# start of DATA PROVIDED

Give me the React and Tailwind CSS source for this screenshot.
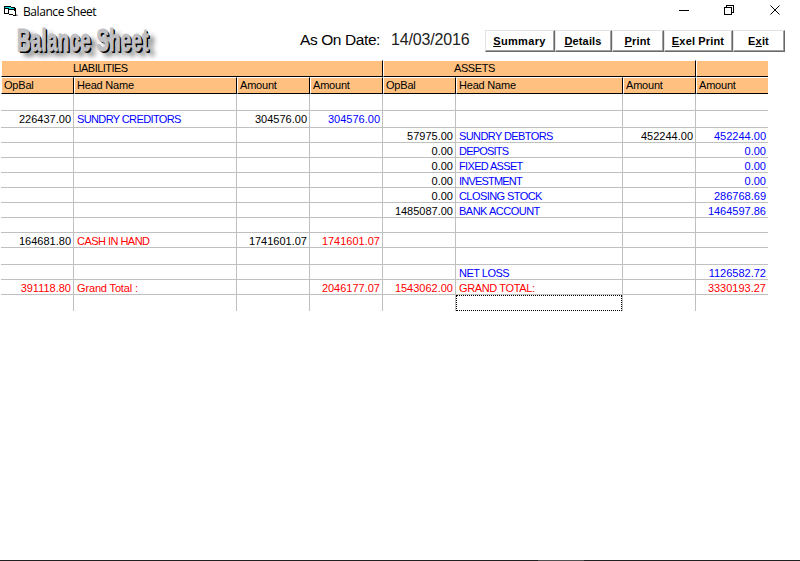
import React from "react";

const COLS = "grid grid-rows-1 grid-cols-[73px_163px_73px_73px_73px_167px_73px_72px]";

const HEADS = ["OpBal", "Head Name", "Amount", "Amount", "OpBal", "Head Name", "Amount", "Amount"];

const K = "text-black";
const B = "text-[#0000ff]";
const R = "text-[#ff0000]";

// Each row: height, then a map of column index to [text, colour, tracking].
const ROWS = [
  ["h-[17px]", {}],
  ["h-[17px]", { 0: ["226437.00", K], 1: ["SUNDRY CREDITORS", B, "tracking-[-0.62px]"], 2: ["304576.00", K], 3: ["304576.00", B] }],
  ["h-[15px]", { 4: ["57975.00", K], 5: ["SUNDRY DEBTORS", B, "tracking-[-0.59px]"], 6: ["452244.00", K], 7: ["452244.00", B] }],
  ["h-[15px]", { 4: ["0.00", K], 5: ["DEPOSITS", B, "tracking-[-0.8px]"], 7: ["0.00", B] }],
  ["h-[15px]", { 4: ["0.00", K], 5: ["FIXED ASSET", B, "tracking-[-0.66px]"], 7: ["0.00", B] }],
  ["h-[15px]", { 4: ["0.00", K], 5: ["INVESTMENT", B, "tracking-[-0.8px]"], 7: ["0.00", B] }],
  ["h-[15px]", { 4: ["0.00", K], 5: ["CLOSING STOCK", B, "tracking-[-0.57px]"], 7: ["286768.69", B] }],
  ["h-[15px]", { 4: ["1485087.00", K], 5: ["BANK ACCOUNT", B, "tracking-[-0.5px]"], 7: ["1464597.86", B] }],
  ["h-[15px]", {}],
  ["h-[15px]", { 0: ["164681.80", K], 1: ["CASH IN HAND", R, "tracking-[-0.53px]"], 2: ["1741601.07", K], 3: ["1741601.07", R] }],
  ["h-[17px]", {}],
  ["h-[15px]", { 5: ["NET LOSS", B, "tracking-[-0.52px]"], 7: ["1126582.72", B] }],
  ["h-[15px]", { 0: ["391118.80", R], 1: ["Grand Total :", R, "tracking-[-0.15px]"], 3: ["2046177.07", R], 4: ["1543062.00", R], 5: ["GRAND TOTAL:", R, "tracking-[-0.37px]"], 7: ["3330193.27", R] }],
];

function FormIcon() {
  return (
    <svg className="ml-[4px] mt-[5px] h-[13px] w-[14px]" viewBox="0 0 14 13" shapeRendering="crispEdges">
      <path d="M0 1h7v1h4v1h1v8H9v-1H5V9H0z" fill="#000" />
      <path d="M1 4h3v4H1zM5 5h5v1h1v4H9V9H5z" fill="#fff" />
      <path d="M1 2h6v1h3v1H5V3H1z" fill="#00e0e0" />
      <path d="M12 9h1v1h1v1h-2z" fill="#909090" />
    </svg>
  );
}

function Logo() {
  return (
    <div className="h-[36px] w-[160px] pl-[17px] pt-px">
      <span className="inline-block origin-left scale-x-[0.6] whitespace-nowrap text-[31px] font-bold leading-[32px] tracking-[0.6px] text-[#c0c0c4] [-webkit-text-stroke:1.2px_#c0c0c4] [text-shadow:2px_1px_0_#000,3px_2px_0_#000,10px_5px_7px_rgba(0,0,0,0.6)]">
        Balance Sheet
      </span>
    </div>
  );
}

function Button({ width, before = "", hot, after, tracking = "tracking-[0.15px]" }) {
  return (
    <button className={`${width} ${tracking} h-[22px] border border-t-[#e3e3e3] border-l-[#e3e3e3] border-r-[#696969] border-b-[#696969] bg-white pr-px text-[11px] font-bold leading-[20px] text-black shadow-[inset_-1px_-1px_0_#a0a0a0]`}>
      {before}<span className="underline underline-offset-1">{hot}</span>{after}
    </button>
  );
}

export default function App() {
  return (
    <div className="flex h-[561px] w-[800px] flex-col overflow-hidden bg-white font-['Liberation_Sans',Arial,sans-serif] text-[11px] text-black">
      <div className="flex h-[24px] shrink-0">
        <FormIcon />
        <span className="ml-[5px] mt-[3px] font-['Open_Sans','Noto_Sans',sans-serif] text-[12px] leading-[17px] tracking-[-0.43px]">Balance Sheet</span>
        <svg className="ml-auto h-[24px] w-[122px]" viewBox="0 0 122 24" fill="none" stroke="#000">
          <path d="M1 10.5h10" shapeRendering="crispEdges" />
          <path d="M46.5 7.5h7v7h-7zM48.5 7v-1.500h7v7h-2" shapeRendering="crispEdges" />
          <path d="M92.500 5.500l9 9M101.500 5.500l-9 9" />
        </svg>
      </div>

      <div className="flex h-[36px] shrink-0">
        <Logo />
        <span className="ml-[140px] mt-[6px] w-[91px] whitespace-nowrap text-[15.5px] leading-[20px] tracking-[-0.4px]">As On Date:</span>
        <span className="mt-[6px] w-[94px] whitespace-nowrap text-[16px] leading-[20px] tracking-[-0.15px] text-[#222]">14/03/2016</span>
        <div className="mt-[6px] flex">
          <Button width="w-[70px]" hot="S" after="ummary" tracking="tracking-[0.35px]" />
          <Button width="w-[57px]" hot="D" after="etails" />
          <Button width="w-[52px]" hot="P" after="rint" />
          <Button width="w-[69px]" hot="E" after="xel Print" />
          <Button width="w-[52px]" before="E" hot="x" after="it" />
        </div>
      </div>

      <div className="ml-px w-[767px]">
        <div className="grid h-[17px] grid-cols-[382px_313px_72px] leading-[15px]">
          <div className="border border-t-white border-l-white border-r-black border-b-black bg-[#ffc080] pl-[71px] tracking-[-0.55px]">LIABILITIES</div>
          <div className="border border-t-white border-l-white border-r-black border-b-black bg-[#ffc080] pl-[70px] tracking-[-0.4px]">ASSETS</div>
          <div className="border border-r-0 border-t-white border-l-white border-b-black bg-[#ffc080]" />
        </div>
        <div className={`${COLS} h-[17px] leading-[15px]`}>
          {HEADS.map((h, i) => (
            <div key={i} className={`border border-t-white border-l-white border-b-black bg-[#ffc080] pl-[2px] tracking-[-0.2px] ${i === 7 ? "border-r-0" : "border-r-black"}`}>{h}</div>
          ))}
        </div>
        {ROWS.map(([height, cells], r) => (
          <div key={r} className={`${COLS} ${height}`}>
            {HEADS.map((h, i) => {
              const cell = cells[i];
              const isName = i === 1 || i === 5;
              return (
                <div key={i} className={`flex items-start whitespace-nowrap border-b border-[#c0c0c0] pr-[2px] pt-[2px] leading-[13px] ${i === 7 ? "" : "border-r"} ${isName ? "pl-[3px]" : "justify-end"}`}>
                  {cell && <span className={`${cell[1]} ${cell[2] || ""}`}>{cell[0]}</span>}
                </div>
              );
            })}
          </div>
        ))}
        <div className={`${COLS} h-[16px]`}>
          {HEADS.map((h, i) => (
            <div key={i} className={`border-[#c0c0c0] ${i === 7 ? "" : "border-r"}`}>
              {i === 5 && <div className="h-[16px] w-[166px] border border-dotted border-black" />}
            </div>
          ))}
        </div>
      </div>

      <div className="mt-auto flex h-px bg-[#202020]">
        <div className="ml-[538px] w-[46px] bg-[#505050]" />
      </div>
    </div>
  );
}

# end of DATA PROVIDED

AIM — Using the listing above, gather each line that holds the string "React" and copy it.

OUTPUT —
Give me the React and Tailwind CSS source for this screenshot.
import React from "react";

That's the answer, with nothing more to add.